Nursing continues to be in demand as a course, but many graduates are jobless by choice, waiting mainly for an opportunity to leave for abroad and work overseas.

And we all know the COVID-19 pandemic exacerbates the problem about catching the virus.

Records show as of December 2020, when the COVID-19 pandemic hit the country, no less than 200,000 nurses reportedly were out of work not because of choice but because they couldn’t be employed.

The reason for this is the meager pay they get and working conditions.

Santa Banana, the problem got worse because high income countries also short of nurses started to dangle incentives such as resettlement of nurses’ families.

Santa Banana, this constitutes a double whammy to the Philippines because of the lack of remittances from those working abroad.

Perhaps in an attempt to cushion the impact of the problem which has become a crisis, President Marcos Jr. said, “we are victims of our successes.”

Are we?

The problem now is how to have nurses stay in the country to increase the workforce.

The DOH now has the problem of how to contend with the shortage of nurses.

The DOH itself has a shortage of staff with only 194,000 personnel, including 106,000 nurses and 67,000 physicians.

Also lacking are pharmacists.

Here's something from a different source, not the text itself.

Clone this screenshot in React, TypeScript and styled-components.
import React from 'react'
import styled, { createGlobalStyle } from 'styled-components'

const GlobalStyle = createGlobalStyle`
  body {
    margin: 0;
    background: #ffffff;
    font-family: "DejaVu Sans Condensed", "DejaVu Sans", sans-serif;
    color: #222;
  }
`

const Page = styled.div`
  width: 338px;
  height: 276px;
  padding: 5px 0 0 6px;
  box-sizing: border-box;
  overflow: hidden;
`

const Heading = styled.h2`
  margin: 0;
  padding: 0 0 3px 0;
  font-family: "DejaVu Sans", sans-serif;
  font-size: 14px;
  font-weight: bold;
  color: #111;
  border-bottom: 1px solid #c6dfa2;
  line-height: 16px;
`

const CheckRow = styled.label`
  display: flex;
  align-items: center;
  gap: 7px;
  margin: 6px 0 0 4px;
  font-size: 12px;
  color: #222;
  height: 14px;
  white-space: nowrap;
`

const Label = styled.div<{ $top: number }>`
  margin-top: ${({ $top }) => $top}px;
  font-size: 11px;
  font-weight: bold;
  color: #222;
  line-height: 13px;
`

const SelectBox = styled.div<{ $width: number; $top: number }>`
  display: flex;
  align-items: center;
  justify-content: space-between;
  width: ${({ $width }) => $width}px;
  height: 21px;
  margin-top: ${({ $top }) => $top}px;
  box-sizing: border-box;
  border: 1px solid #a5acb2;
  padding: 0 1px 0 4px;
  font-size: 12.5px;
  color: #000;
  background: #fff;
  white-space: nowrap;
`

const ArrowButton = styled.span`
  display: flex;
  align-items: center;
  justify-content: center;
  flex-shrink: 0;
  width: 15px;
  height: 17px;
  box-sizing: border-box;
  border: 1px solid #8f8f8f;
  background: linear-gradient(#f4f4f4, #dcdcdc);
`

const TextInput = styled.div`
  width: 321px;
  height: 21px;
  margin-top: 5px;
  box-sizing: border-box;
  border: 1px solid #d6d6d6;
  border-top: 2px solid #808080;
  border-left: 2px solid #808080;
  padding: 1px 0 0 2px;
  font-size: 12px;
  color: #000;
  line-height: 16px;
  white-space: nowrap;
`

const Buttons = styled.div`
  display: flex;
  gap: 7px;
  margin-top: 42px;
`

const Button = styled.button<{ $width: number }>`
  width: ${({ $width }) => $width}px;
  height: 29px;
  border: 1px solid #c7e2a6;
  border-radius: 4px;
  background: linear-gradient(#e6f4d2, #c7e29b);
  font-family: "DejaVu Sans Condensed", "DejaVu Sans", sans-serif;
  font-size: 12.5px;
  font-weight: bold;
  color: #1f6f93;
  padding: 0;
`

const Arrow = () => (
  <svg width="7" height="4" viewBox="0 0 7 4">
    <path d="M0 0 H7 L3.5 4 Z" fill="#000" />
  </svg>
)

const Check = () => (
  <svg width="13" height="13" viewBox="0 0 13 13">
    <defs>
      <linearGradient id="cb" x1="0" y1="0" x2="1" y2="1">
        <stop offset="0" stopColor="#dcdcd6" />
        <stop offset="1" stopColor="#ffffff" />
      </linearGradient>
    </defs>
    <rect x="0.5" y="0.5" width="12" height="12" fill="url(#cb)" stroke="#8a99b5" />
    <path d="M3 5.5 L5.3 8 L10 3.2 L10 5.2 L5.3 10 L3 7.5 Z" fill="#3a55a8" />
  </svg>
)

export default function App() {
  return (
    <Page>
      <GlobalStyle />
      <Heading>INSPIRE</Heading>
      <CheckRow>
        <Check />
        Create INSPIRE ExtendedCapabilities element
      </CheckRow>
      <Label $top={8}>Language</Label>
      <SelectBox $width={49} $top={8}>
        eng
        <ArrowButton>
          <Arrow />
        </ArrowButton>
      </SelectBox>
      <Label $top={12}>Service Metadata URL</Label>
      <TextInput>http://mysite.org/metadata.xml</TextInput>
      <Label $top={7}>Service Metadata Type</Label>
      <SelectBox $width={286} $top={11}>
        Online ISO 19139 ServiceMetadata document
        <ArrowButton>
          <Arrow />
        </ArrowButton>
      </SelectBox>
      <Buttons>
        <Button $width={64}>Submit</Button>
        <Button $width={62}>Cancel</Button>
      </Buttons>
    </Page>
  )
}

I’d rather say that we are not victims of our success, but our failure to stop the exodus of nurses and even physicians by not giving them good pay and better working conditions.

It’s no success at all, but our abject failure to provide decent jobs to our own people.

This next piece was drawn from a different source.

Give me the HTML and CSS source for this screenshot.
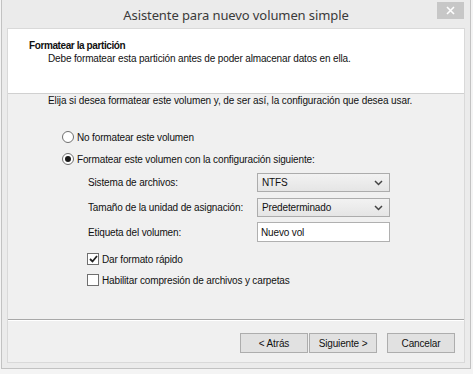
FILE: index.html
```html
<!DOCTYPE html>
<html lang="es">
<head>
  <meta charset="UTF-8">
  <title>Asistente para nuevo volumen simple</title>
  <link rel="stylesheet" href="styles.css">
</head>
<body>

<div class="window">
  <div class="titlebar">
    <span class="title">Asistente para nuevo volumen simple</span>
    <div class="close-btn">
      <svg width="9" height="9" viewBox="0 0 9 9"><path d="M1 1 L8 8 M8 1 L1 8" stroke="#fff" stroke-width="1.6"/></svg>
    </div>
  </div>

  <div class="client">
    <!-- Header -->
    <div class="header">
      <div class="header-title">Formatear la partición</div>
      <div class="header-sub">Debe formatear esta partición antes de poder almacenar datos en ella.</div>
    </div>

    <!-- Body -->
    <div class="body">
      <div class="intro">Elija si desea formatear este volumen y, de ser así, la configuración que desea usar.</div>

      <div class="row radio-row first">
        <span class="radio"></span>
        <span>No formatear este volumen</span>
      </div>
      <div class="row radio-row">
        <span class="radio checked"></span>
        <span>Formatear este volumen con la configuración siguiente:</span>
      </div>

      <div class="row field-row r-fs">
        <span class="field-label">Sistema de archivos:</span>
        <div class="combo">
          <span>NTFS</span>
          <svg width="9" height="6" viewBox="0 0 9 6"><path d="M1 1 L4.5 4.5 L8 1" fill="none" stroke="#444" stroke-width="1.5"/></svg>
        </div>
      </div>
      <div class="row field-row r-size">
        <span class="field-label">Tamaño de la unidad de asignación:</span>
        <div class="combo">
          <span>Predeterminado</span>
          <svg width="9" height="6" viewBox="0 0 9 6"><path d="M1 1 L4.5 4.5 L8 1" fill="none" stroke="#444" stroke-width="1.5"/></svg>
        </div>
      </div>
      <div class="row field-row r-label">
        <span class="field-label">Etiqueta del volumen:</span>
        <div class="textbox">Nuevo vol</div>
      </div>

      <div class="row check-row c-first">
        <span class="check">
          <svg width="9" height="8" viewBox="0 0 9 8"><path d="M1 4 L3.5 6.5 L8 1" fill="none" stroke="#222" stroke-width="1.8"/></svg>
        </span>
        <span>Dar formato rápido</span>
      </div>
      <div class="row check-row c-second">
        <span class="check"></span>
        <span>Habilitar compresión de archivos y carpetas</span>
      </div>
    </div>

    <!-- Footer -->
    <div class="footer">
      <div class="btn">&lt; Atrás</div>
      <div class="btn btn-next">Siguiente &gt;</div>
      <div class="btn btn-cancel">Cancelar</div>
    </div>
  </div>
</div>

</body>
</html>
```

FILE: styles.css
```css
html, body {
  margin: 0;
  padding: 0;
}
body {
  background: #f4f4f4;
  font-family: "Liberation Sans", Arial, sans-serif;
  font-size: 10px;
  color: #111;
  width: 473px;
  height: 374px;
  overflow: hidden;
}
.window {
  box-sizing: border-box;
  width: 470px;
  height: 369px;
  margin-left: 1px;
  border: 1px solid #c2c2c2;
  border-top: none;
  background: #ebebeb;
  padding: 0 5px 5px 5px;
  display: flex;
  flex-direction: column;
}
.titlebar {
  position: relative;
  height: 28px;
  display: flex;
  align-items: center;
  justify-content: center;
}
.title {
  font-family: "Noto Sans", "Open Sans", sans-serif;
  font-size: 13px;
  letter-spacing: -0.1px;
  color: #3a3a3a;
  padding-top: 2px;
}
.close-btn {
  position: absolute;
  top: 2px;
  right: 1px;
  width: 27px;
  height: 17px;
  background: #c7c7c7;
  display: flex;
  align-items: center;
  justify-content: center;
}
.client {
  flex: 1;
  border: 1px solid #d9d9d9;
  background: #f0f0f0;
  display: flex;
  flex-direction: column;
}
.header {
  height: 65px;
  background: #fff;
  border-bottom: 1px solid #d0d0d0;
  padding: 11px 0 0 21px;
  box-sizing: border-box;
}
.header-title {
  font-weight: bold;
  line-height: 12px;
  letter-spacing: -0.4px;
}
.header-sub {
  line-height: 14px;
  padding-left: 19px;
  letter-spacing: -0.15px;
}
.body {
  height: 225px;
  padding-left: 40px;
  border-bottom: 1px solid #a8a8a8;
  box-shadow: 0 1px 0 #fff;
}
.intro {
  line-height: 14px;
  letter-spacing: -0.1px;
}
.row {
  display: flex;
  align-items: center;
  letter-spacing: -0.15px;
}
.radio-row {
  height: 14px;
  margin-top: 8px;
  padding-left: 14px;
  gap: 3px;
}
.radio-row.first {
  margin-top: 22px;
}
.radio {
  width: 10px;
  height: 10px;
  border: 1px solid #6f6f6f;
  border-radius: 50%;
  background: #fff;
  display: flex;
  align-items: center;
  justify-content: center;
}
.radio.checked::after {
  content: "";
  width: 6px;
  height: 6px;
  border-radius: 50%;
  background: #1a1a1a;
}
.field-row {
  padding-left: 40px;
}
.field-label {
  width: 169px;
}
.r-fs {
  margin-top: 7px;
  height: 19px;
}
.r-size {
  margin-top: 6px;
  height: 19px;
}
.r-label {
  margin-top: 5px;
  height: 20px;
}
.combo, .textbox {
  box-sizing: border-box;
  width: 133px;
  height: 100%;
  border: 1px solid #acacac;
  display: flex;
  align-items: center;
  padding: 0 6px 0 4px;
}
.combo {
  justify-content: space-between;
  background: linear-gradient(#f2f2f2, #e5e5e5);
}
.textbox {
  background: #fff;
  border-color: #b0b0b0;
  padding-left: 3px;
}
.check-row {
  height: 14px;
  padding-left: 39px;
  gap: 3px;
}
.c-first {
  margin-top: 10px;
}
.c-second {
  margin-top: 7px;
}
.check {
  box-sizing: border-box;
  width: 12px;
  height: 12px;
  border: 1px solid #6f6f6f;
  background: #fff;
  display: flex;
  align-items: center;
  justify-content: center;
}
.footer {
  flex: 1;
  display: flex;
  justify-content: flex-end;
  align-items: flex-start;
  padding: 13px 9px 0 0;
}
.btn {
  box-sizing: border-box;
  width: 68px;
  height: 20px;
  border: 1px solid #adadad;
  background: #e1e1e1;
  display: flex;
  align-items: center;
  justify-content: center;
  letter-spacing: -0.15px;
}
.btn-next {
  margin-left: 1px;
}
.btn-cancel {
  margin-left: 10px;
}
```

NAIA concessionaire planned

With the unsolicited offer of the six conglomerates of P210 billion to repair and modernize the Ninoy Aquino International Airport following the continuing criticism that NAIA is perhaps the worst international airport in the world, there are also plans to privatize management and make the six conglomerates the management as a concessionaire for 20 years and renewable for another 15 years.

That’s a good idea and logical.

More than a modernized international gateway, there is an urgent and imperative need for NAIA to be handled and managed well and only in private hands can it be done.

With the management of NAIA in private hands, President Marcos Jr. can give the people a modernized international airport and, with modernization, an international gateway we can be proud of.

Customs and Immigration, of course, can still be in government hands.

What is more important than a modernized NAIA is that, with privatized management, we hope for less brownouts and breakdowns of air-conditioners.

The Civil Aviation Authority will remain as the agency to ensure navigational air space, communications and security.

That’s a government function since it involves national security.

What’s happening?

BBM must really be scratching the bottom of the barrel with the appointment of a disbarred lawyer as presidential adviser on poverty alleviation.

When a lawyer gets disbarred by the Supreme Court, it’s a reflection on the character of that member of the bar.

Then, there’s the controversy of Philippine Amusement and Gaming Corporation (PAGCOR) having a new logo costing P3 million.

Santa Banana, P3 million just for a new logo ? What a waste of the people’s money.